Come capita a chi ha il terrore di avere idee troppo labili per diventare memoria, il ministro alle Infrastrutture Matteo Salvini ha deciso che il Ponte sullo Stretto debba essere l’eredità da lasciare agli italiani. Che l’opera gli interessi per una mera soddisfazione personale lo dimostra la sfilza di dichiarazioni dei tempi passati in cui il leghista definiva quest’opera inutile, costosa e perfino dannosa.
Il ministro alle Infrastrutture Salvini ha deciso che il Ponte sullo Stretto debba essere l’eredità da lasciare agli italiani
Nel ruolo della mamma che limita il bimbo cattivo c’è la presidente del Consiglio Giorgia Meloni che due giorni fa ha fatto sapere all’alleato del governo che no, i soldi per il gioco del Ponte non ci sono. Anzi, a ben vedere, di soldi non ce ne sono nemmeno per stilare una Legge di Bilancio degna di questo nome. “Governare vuol dire fare delle scelte e darsi priorità. Il nostro scopo non deve essere quello di inseguire il consenso, ma di raggiungere risultati concreti”, ha detto Giorgia.
La traduzione è fin troppo semplice: caro Matteo smetti di cincischiare e impara a diventare un ometto. Ieri Salvini di tutta risposta ha deciso di adottare la tattica del mulo. Finge di non capire, strizza gli occhi sperando che la realtà intorno svanisca come un brutto sogno.
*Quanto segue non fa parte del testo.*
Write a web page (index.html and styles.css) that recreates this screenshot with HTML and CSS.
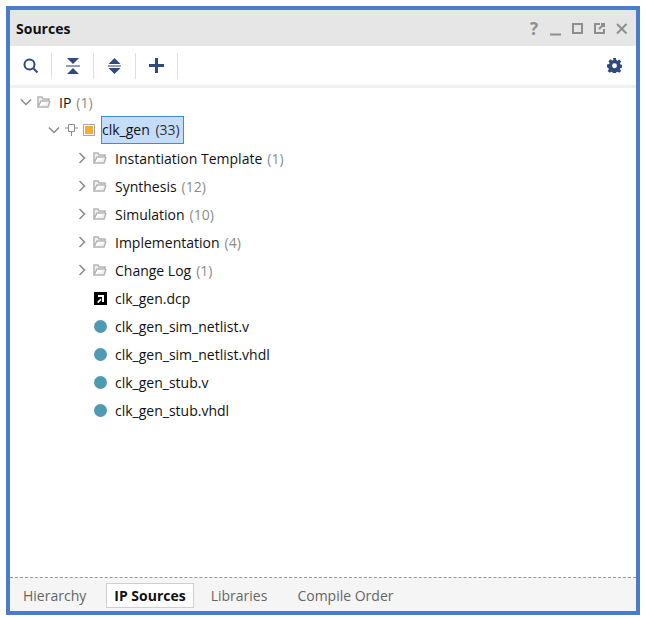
FILE: index.html
```html
<!DOCTYPE html>
<html lang="en">

<head>
    <meta charset="UTF-8" />
    <title>Sources</title>
    <link rel="stylesheet" href="styles.css">
</head>

<body>
    <div class="panel">
        <div class="titlebar">
            <span class="title">Sources</span>
            <div class="win-icons">
                <span class="help">?</span>
                <svg width="14" height="14" viewBox="0 0 14 14"><path d="M1 12.500h11" class="win" /></svg>
                <svg width="14" height="14" viewBox="0 0 14 14"><rect x="2" y="2" width="9" height="9" class="win" /></svg>
                <svg width="14" height="14" viewBox="0 0 14 14"><path d="M7 2H2v9h9V7M6 7l5-5M8 2h3v3" class="win" /></svg>
                <svg width="14" height="14" viewBox="0 0 14 14"><path d="M2 2l9.500 9.500M11.500 2L2 11.500" class="win" /></svg>
            </div>
        </div>

        <div class="toolbar">
            <button class="tool">
                <svg width="16" height="16" viewBox="0 0 16 16"><circle cx="6.500" cy="6.500" r="5" class="ico-line" /><path d="M10.500 10.500l4 4" class="ico-line" /></svg>
            </button>
            <button class="tool">
                <svg width="14" height="16" viewBox="0 0 14 16"><path d="M1 0h12L7 6zM1 16h12L7 10z" class="ico" /><path d="M0 7h14v2H0z" class="ico-light" /></svg>
            </button>
            <button class="tool">
                <svg width="13" height="16" viewBox="0 0 13 16"><path d="M6.500 0l6 6H.5zM6.500 16l6-6H.5z" class="ico" /><path d="M0 7h13v2H0z" class="ico-light" /></svg>
            </button>
            <button class="tool">
                <svg width="15" height="15" viewBox="0 0 15 15"><path d="M6 0h3v6h6v3H9v6H6V9H0V6h6z" class="ico" /></svg>
            </button>
            <svg class="gear" width="15" height="15" viewBox="0 0 16 16"><path d="M6.500 0h3l.4 2.200 1.300.6L13.100 1.500l2 2.200-1.300 1.800.5 1.300 2.200.4v3l-2.200.4-.5 1.300 1.300 1.900-2.100 2-1.900-1.200-1.300.5-.4 2.200h-3l-.4-2.200-1.300-.5-1.800 1.200-2.200-2 1.300-1.900-.6-1.300L0 9.900v-3l2.200-.4.600-1.300L1.500 3.400l2.200-2 1.900 1.200 1.300-.5z" class="ico" /><circle cx="8" cy="8.200" r="2.600" fill="#fff" /></svg>
        </div>

        <div class="tree">
            <div class="row">
                <svg class="chev" width="12" height="12" viewBox="0 0 12 12"><path d="M1 3.500l5 5 5-5" /></svg>
                <svg class="folder" width="14" height="12" viewBox="0 0 14 12"><path d="M1 11V1h4l1 2h6v2H4l-3 6h10l2-6" /></svg>
                <span class="name">IP</span><span class="count">(1)</span>
            </div>
            <div class="row lvl-1">
                <svg class="chev" width="12" height="12" viewBox="0 0 12 12"><path d="M1 3.500l5 5 5-5" /></svg>
                <svg class="chip" width="13" height="14" viewBox="0 0 13 14"><path d="M3.500 1.500h6v7h-6zM6.500 8.500V13M0 5h3.500M9.500 5H13" /></svg>
                <span class="ip-box"><i></i></span>
                <span class="selected">clk_gen <span class="sel-count">(33)</span></span>
            </div>
            <div class="row lvl-2">
                <svg class="chev" width="12" height="12" viewBox="0 0 12 12"><path d="M3.500 1l5 5-5 5" /></svg>
                <svg class="folder" width="14" height="12" viewBox="0 0 14 12"><path d="M1 11V1h4l1 2h6v2H4l-3 6h10l2-6" /></svg>
                <span class="name">Instantiation Template</span><span class="count">(1)</span>
            </div>
            <div class="row lvl-2">
                <svg class="chev" width="12" height="12" viewBox="0 0 12 12"><path d="M3.500 1l5 5-5 5" /></svg>
                <svg class="folder" width="14" height="12" viewBox="0 0 14 12"><path d="M1 11V1h4l1 2h6v2H4l-3 6h10l2-6" /></svg>
                <span class="name">Synthesis</span><span class="count">(12)</span>
            </div>
            <div class="row lvl-2">
                <svg class="chev" width="12" height="12" viewBox="0 0 12 12"><path d="M3.500 1l5 5-5 5" /></svg>
                <svg class="folder" width="14" height="12" viewBox="0 0 14 12"><path d="M1 11V1h4l1 2h6v2H4l-3 6h10l2-6" /></svg>
                <span class="name">Simulation</span><span class="count">(10)</span>
            </div>
            <div class="row lvl-2">
                <svg class="chev" width="12" height="12" viewBox="0 0 12 12"><path d="M3.500 1l5 5-5 5" /></svg>
                <svg class="folder" width="14" height="12" viewBox="0 0 14 12"><path d="M1 11V1h4l1 2h6v2H4l-3 6h10l2-6" /></svg>
                <span class="name">Implementation</span><span class="count">(4)</span>
            </div>
            <div class="row lvl-2">
                <svg class="chev" width="12" height="12" viewBox="0 0 12 12"><path d="M3.500 1l5 5-5 5" /></svg>
                <svg class="folder" width="14" height="12" viewBox="0 0 14 12"><path d="M1 11V1h4l1 2h6v2H4l-3 6h10l2-6" /></svg>
                <span class="name">Change Log</span><span class="count">(1)</span>
            </div>
            <div class="row lvl-3">
                <svg class="dcp" width="13" height="13" viewBox="0 0 13 13"><rect width="13" height="13" fill="#000" /><path d="M4 3h6v7H8V5H4zM3 10l3.500-3.500 1 1.500L4.500 11z" fill="#fff" /></svg>
                <span class="name">clk_gen.dcp</span>
            </div>
            <div class="row lvl-3"><span class="dot"></span><span class="name">clk_gen_sim_netlist.v</span></div>
            <div class="row lvl-3"><span class="dot"></span><span class="name">clk_gen_sim_netlist.vhdl</span></div>
            <div class="row lvl-3"><span class="dot"></span><span class="name">clk_gen_stub.v</span></div>
            <div class="row lvl-3"><span class="dot"></span><span class="name">clk_gen_stub.vhdl</span></div>
        </div>

        <div class="tabs">
            <span class="tab">Hierarchy</span>
            <span class="tab active">IP Sources</span>
            <span class="tab">Libraries</span>
            <span class="tab">Compile Order</span>
        </div>
    </div>
</body>

</html>
```

FILE: styles.css
```css
/* Panel frame */
body {
    margin: 6px 6px 0;
    background: #fff;
    font-family: "Open Sans", "Noto Sans", sans-serif;
    font-size: 14px;
    color: #222;
}

.panel {
    display: flex;
    flex-direction: column;
    box-sizing: border-box;
    width: 634px;
    height: 609px;
    border: 4px solid #4a7cc9;
    background: #fff;
}

/* Title bar */
.titlebar {
    display: flex;
    align-items: center;
    justify-content: space-between;
    height: 36px;
    padding: 0 7px 0 6px;
    background: #e6e6e6;
}

.title {
    font-weight: 700;
    font-size: 14px;
    color: #111;
}

.win-icons {
    display: flex;
    align-items: center;
    gap: 8px;
    margin-top: 2px;
}

.help {
    width: 14px;
    font-size: 17px;
    font-weight: 700;
    line-height: 14px;
    text-align: center;
    color: #8e8e8e;
}

.win {
    fill: none;
    stroke: #8e8e8e;
    stroke-width: 2;
}

/* Toolbar */
.toolbar {
    display: flex;
    align-items: center;
    height: 39px;
    border-bottom: 3px solid #f0f0f0;
}

.tool {
    display: flex;
    align-items: center;
    justify-content: center;
    width: 42px;
    height: 26px;
    padding: 0;
    border: none;
    border-right: 1px solid #dedede;
    background: none;
}

.ico {
    fill: #2f4a7d;
}

.ico-light {
    fill: #8fa0bf;
}

.ico-line {
    fill: none;
    stroke: #2f4a7d;
    stroke-width: 2;
}

.gear {
    margin-left: auto;
    margin-right: 14px;
}

/* Tree */
.tree {
    flex: 1;
}

.row {
    display: flex;
    align-items: center;
    height: 28px;
    padding-left: 10px;
    white-space: pre;
}

.lvl-1 {
    padding-left: 38px;
}

.lvl-2 {
    padding-left: 66px;
}

.lvl-3 {
    padding-left: 84px;
}

.chev {
    margin-right: 5px;
    flex: none;
}

.chev path {
    fill: none;
    stroke: #8a8a8a;
    stroke-width: 1.500;
}

.folder {
    margin-right: 8px;
    flex: none;
}

.folder path {
    fill: #f2f2f2;
    stroke: #b4b4b4;
    stroke-width: 1.500;
}

.chip {
    margin-right: 5px;
    flex: none;
}

.chip path {
    fill: none;
    stroke: #8a8a8a;
}

.ip-box {
    display: flex;
    align-items: center;
    justify-content: center;
    box-sizing: border-box;
    width: 12px;
    height: 12px;
    margin-right: 6px;
    border: 1px solid #a8a8a8;
}

.ip-box i {
    width: 8px;
    height: 8px;
    background: #f8a93a;
}

.selected {
    box-sizing: border-box;
    width: 83px;
    height: 28px;
    line-height: 26px;
    border: 1px solid #3a8fd0;
    background: #c6dcfb;
    color: #111;
    word-spacing: 2px;
}

.sel-count {
    color: #333;
}

.name {
    color: #111;
}

.count {
    margin-left: 5px;
    color: #8c8c8c;
}

.dcp {
    margin-right: 8px;
    flex: none;
}

.dot {
    flex: none;
    width: 13px;
    height: 13px;
    margin-right: 8px;
    border-radius: 50%;
    background: #4e9ab5;
}

/* Tabs */
.tabs {
    display: flex;
    align-items: center;
    gap: 4px;
    box-sizing: border-box;
    height: 34px;
    padding-top: 1px;
    border-top: 1px dashed #9a9a9a;
    background: #f5f5f5;
}

.tab {
    padding: 2px 12px;
    border: 1px solid transparent;
    color: #666;
}

.active {
    margin-left: 3px;
    padding: 2px 7px;
    border-color: #cfcfcf;
    background: #fff;
    font-weight: 700;
    color: #111;
}
```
“Sul finanziamento all’opera non sono sereno, di più, sono assolutamente soddisfatto di quello che abbiamo pianificato”, ha detto Salvini ieri a Milano, garantendo che i cantieri si apriranno nell’estate del 2024 (la stagione dei parchi dei divertimenti) e che nel 2032 ci saranno i primi treni. “Io sono convinto che gli italiani 10 anni di tempo ce li daranno”, ha detto Salvini, sicuro di essere ancora ministro per allora. E qualcuno gli avrà detto accarezzandolo “sì certo Matteo, certo, ma adesso fai il bravo”.